_GIVEN PROBLEM_
Return each line containing "that".

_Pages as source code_
= = = = = = =
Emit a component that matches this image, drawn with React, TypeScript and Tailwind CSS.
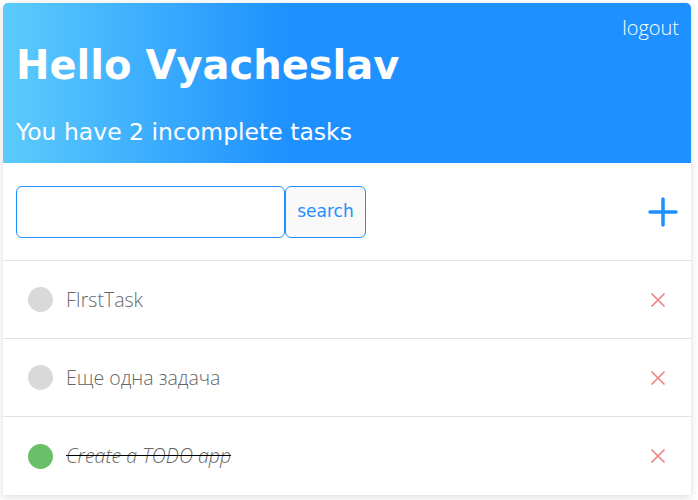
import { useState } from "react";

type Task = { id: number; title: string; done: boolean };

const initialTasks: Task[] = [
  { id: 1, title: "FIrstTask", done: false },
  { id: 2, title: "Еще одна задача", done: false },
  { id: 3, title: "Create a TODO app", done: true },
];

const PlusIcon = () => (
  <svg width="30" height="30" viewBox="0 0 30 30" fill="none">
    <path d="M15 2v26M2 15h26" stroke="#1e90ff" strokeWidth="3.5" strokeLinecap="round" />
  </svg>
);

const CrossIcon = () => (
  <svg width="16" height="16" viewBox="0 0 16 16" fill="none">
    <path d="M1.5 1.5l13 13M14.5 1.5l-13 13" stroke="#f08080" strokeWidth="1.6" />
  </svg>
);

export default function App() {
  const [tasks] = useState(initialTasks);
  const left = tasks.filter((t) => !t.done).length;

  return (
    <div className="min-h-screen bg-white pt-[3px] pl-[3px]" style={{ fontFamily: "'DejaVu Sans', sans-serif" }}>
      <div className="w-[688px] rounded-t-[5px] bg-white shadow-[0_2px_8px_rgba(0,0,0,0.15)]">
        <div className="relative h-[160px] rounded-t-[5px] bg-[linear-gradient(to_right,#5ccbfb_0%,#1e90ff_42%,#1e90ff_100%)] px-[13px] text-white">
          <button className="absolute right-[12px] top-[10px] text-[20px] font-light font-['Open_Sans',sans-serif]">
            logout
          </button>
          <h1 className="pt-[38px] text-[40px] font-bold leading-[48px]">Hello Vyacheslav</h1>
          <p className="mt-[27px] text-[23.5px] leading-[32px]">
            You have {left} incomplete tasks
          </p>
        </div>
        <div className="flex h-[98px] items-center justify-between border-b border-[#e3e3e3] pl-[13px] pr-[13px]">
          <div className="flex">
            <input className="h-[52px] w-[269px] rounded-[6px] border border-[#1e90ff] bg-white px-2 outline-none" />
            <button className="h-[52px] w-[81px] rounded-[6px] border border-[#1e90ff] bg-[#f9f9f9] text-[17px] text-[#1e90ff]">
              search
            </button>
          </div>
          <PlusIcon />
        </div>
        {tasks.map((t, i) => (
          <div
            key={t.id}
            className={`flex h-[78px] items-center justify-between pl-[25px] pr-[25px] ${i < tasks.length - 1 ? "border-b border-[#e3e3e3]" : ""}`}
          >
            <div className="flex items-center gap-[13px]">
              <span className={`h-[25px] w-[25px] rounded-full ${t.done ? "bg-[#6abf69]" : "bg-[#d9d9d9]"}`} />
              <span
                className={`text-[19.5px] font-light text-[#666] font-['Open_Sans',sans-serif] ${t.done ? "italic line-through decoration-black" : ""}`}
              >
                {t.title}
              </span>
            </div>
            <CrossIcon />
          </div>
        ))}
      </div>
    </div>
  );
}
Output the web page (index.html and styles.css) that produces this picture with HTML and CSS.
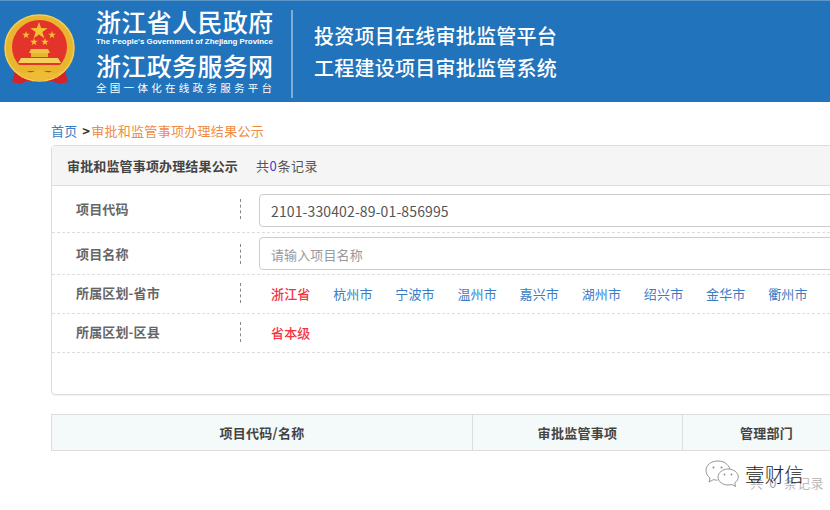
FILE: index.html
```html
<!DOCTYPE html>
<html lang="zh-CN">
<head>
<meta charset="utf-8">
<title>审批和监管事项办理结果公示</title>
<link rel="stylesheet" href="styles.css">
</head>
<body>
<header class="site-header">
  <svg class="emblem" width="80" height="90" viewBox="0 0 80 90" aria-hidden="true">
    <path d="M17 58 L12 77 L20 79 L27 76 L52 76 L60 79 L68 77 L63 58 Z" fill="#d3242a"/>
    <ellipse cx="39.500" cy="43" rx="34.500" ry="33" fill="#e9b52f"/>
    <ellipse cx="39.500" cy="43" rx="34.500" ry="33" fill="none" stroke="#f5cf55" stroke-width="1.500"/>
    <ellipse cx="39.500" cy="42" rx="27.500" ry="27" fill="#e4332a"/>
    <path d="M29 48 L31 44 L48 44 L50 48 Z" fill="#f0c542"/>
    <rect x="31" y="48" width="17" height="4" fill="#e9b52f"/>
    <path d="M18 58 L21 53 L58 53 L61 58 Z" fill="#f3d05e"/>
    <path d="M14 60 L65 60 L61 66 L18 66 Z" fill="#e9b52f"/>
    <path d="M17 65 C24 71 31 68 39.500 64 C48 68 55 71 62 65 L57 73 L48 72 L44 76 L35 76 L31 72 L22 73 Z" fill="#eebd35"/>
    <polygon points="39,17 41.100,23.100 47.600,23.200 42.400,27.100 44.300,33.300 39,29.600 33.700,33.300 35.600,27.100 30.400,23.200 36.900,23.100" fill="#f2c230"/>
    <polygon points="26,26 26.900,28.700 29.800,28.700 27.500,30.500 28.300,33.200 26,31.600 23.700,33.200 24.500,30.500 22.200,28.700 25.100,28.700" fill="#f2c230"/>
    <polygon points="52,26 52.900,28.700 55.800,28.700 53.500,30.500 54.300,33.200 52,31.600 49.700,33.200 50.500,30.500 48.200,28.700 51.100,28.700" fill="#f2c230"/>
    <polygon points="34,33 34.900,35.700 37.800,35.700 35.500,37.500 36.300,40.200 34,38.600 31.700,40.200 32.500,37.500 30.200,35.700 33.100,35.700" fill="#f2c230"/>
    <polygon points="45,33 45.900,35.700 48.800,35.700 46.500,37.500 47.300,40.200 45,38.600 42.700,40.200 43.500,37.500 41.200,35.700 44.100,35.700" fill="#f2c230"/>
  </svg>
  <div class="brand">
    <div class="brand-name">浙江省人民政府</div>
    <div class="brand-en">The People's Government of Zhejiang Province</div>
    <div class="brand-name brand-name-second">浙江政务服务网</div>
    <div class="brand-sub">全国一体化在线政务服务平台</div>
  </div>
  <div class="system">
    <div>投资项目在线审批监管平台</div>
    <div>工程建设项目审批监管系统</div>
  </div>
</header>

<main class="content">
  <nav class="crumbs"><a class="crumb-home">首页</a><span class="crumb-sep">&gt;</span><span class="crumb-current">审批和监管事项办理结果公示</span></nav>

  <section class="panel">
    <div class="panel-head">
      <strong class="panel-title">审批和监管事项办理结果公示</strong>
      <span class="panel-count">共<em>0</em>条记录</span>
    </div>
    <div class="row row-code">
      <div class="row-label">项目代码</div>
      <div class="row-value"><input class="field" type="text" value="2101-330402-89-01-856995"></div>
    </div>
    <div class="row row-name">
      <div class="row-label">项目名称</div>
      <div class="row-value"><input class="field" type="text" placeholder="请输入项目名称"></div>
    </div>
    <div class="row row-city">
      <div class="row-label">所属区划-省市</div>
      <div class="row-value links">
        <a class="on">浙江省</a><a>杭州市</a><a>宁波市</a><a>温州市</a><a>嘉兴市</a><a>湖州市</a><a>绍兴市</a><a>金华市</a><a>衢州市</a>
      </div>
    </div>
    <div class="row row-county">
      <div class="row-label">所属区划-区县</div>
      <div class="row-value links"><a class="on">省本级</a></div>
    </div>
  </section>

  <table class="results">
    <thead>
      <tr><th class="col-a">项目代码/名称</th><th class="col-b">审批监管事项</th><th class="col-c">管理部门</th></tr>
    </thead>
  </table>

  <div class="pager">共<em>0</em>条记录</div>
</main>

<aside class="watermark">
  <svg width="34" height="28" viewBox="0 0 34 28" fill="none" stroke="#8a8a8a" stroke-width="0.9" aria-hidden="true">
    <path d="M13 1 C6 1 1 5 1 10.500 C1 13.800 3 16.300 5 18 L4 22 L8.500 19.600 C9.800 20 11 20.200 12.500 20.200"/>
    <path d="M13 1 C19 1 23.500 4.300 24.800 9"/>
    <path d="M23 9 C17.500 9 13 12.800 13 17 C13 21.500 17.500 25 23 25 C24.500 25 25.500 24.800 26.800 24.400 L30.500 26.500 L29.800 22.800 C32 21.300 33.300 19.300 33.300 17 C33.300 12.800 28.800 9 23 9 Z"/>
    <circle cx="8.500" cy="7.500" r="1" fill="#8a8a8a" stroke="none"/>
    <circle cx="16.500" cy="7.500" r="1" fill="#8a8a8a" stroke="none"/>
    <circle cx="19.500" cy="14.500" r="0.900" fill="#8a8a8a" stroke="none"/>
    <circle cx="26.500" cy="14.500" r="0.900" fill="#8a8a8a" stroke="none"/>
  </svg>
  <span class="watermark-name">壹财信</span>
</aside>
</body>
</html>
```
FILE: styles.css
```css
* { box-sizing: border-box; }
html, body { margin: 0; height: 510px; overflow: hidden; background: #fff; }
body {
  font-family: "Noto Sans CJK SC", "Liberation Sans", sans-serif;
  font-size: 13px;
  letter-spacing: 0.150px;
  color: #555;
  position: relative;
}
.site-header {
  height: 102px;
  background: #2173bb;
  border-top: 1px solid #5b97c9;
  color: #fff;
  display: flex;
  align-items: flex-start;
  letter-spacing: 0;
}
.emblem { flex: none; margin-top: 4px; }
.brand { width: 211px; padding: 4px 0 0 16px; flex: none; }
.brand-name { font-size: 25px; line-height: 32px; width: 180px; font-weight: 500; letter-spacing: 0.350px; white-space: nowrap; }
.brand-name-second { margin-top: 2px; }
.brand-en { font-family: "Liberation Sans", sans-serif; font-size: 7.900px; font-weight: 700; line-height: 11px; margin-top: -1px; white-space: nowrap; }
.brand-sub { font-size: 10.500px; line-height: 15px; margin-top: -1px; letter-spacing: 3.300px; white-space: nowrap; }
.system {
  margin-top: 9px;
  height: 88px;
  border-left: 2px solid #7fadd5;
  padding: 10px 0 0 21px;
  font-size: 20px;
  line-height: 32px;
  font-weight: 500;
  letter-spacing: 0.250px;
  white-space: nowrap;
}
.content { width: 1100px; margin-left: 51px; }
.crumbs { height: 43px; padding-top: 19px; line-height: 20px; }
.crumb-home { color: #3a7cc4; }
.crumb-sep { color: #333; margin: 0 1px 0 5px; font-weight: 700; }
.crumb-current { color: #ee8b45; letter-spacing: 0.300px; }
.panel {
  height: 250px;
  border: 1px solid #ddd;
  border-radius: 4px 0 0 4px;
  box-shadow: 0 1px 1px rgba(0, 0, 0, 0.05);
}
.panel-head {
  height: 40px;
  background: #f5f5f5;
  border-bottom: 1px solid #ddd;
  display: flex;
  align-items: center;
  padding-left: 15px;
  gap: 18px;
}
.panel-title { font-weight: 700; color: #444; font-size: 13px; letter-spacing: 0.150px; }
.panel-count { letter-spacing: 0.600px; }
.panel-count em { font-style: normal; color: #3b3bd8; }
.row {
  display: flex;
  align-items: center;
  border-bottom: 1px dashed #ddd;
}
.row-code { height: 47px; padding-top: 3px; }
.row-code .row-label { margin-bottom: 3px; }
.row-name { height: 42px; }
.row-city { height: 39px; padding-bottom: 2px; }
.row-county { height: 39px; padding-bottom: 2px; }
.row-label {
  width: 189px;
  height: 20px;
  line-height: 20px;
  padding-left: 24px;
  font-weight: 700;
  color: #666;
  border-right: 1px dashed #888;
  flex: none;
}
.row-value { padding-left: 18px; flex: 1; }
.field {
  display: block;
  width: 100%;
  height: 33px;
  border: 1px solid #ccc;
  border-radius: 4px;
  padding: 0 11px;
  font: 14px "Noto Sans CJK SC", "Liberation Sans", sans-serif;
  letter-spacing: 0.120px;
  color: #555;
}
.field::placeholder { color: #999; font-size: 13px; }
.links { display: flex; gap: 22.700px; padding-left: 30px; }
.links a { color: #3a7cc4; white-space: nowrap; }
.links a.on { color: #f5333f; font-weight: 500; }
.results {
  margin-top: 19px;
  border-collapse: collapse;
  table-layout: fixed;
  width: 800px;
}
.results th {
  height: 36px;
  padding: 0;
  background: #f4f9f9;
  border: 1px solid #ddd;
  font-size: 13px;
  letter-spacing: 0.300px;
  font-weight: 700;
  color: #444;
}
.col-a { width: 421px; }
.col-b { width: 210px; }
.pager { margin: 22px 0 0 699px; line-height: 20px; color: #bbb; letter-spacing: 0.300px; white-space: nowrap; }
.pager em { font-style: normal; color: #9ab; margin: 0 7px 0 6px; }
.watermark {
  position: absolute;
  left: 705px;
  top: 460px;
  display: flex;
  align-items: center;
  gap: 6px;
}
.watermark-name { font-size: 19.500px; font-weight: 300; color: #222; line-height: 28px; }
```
= = = = = = =
_OUTPUT OF THE TASK_
Emit a component that matches this image, drawn with React, TypeScript and Tailwind CSS.
Output the web page (index.html and styles.css) that produces this picture with HTML and CSS.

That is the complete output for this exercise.